Dans le fond, le problème desdites fake news n’est donc pas la véracité de l’information mais contre qui elles sont dirigées ou qui elles servent. Quand la chaîne de télévision Franceinfo a fait circuler de fausses informations sur une prétendue prise d’otages en 2016, cela n’a provoqué aucun désir de loi.

Qui décide ?

Alors, qui décidera ce qui est de la fake news et ce qui n’en est pas ? Les élus de la majorité ? Un jury d’internautes ? Des juges qui ne sont pas toujours impartiaux, comme la différence de traitement entre les comptes de campagne de Nicolas Sarkozy et ceux d’Emmanuel Macron le laisse voir ? Le CSA dont le président est nommé par le président de la République, les autres membres par les présidents du Sénat et de l’Assemblée nationale ?

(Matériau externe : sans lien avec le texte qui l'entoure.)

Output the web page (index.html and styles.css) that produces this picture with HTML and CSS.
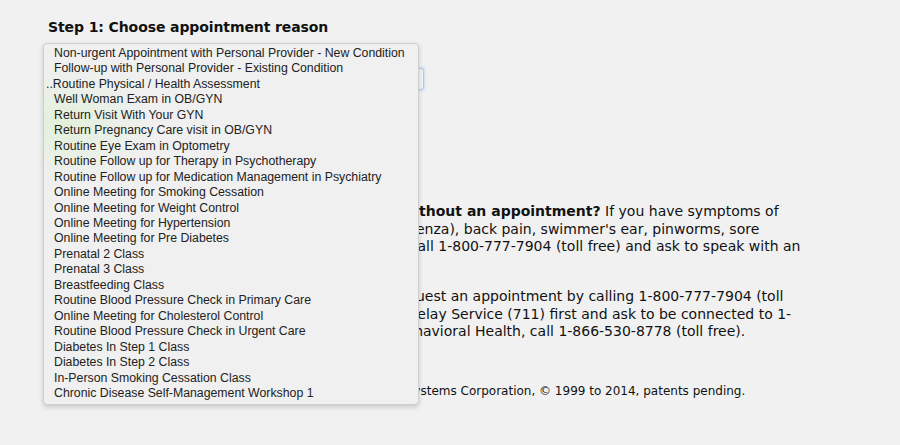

Où que l’on se tourne, on ne peut manquer de voir la partialité de cette loi et combien il est difficile pour la presse d’être libre de toute influence. Nous ne prétendrons pas que ce soit le cas des nouveaux médias russes, mais nous ne pensons pas que ce soit le cas des principaux médias français. Le véritable problème de la presse aujourd’hui est en réalité celui de l’autocensure. Peut-on évoquer tel sujet, au risque de crisper telle partie de la population, au risque de se mettre tel pouvoir à dos ? Ce sont les vraies questions qui hantent les rédactions. Gageons que les fake news, elles, ne mettront jamais longtemps à montrer leur vrai visage dans un monde totalement connecté où une information est très vite recoupée ou démentie.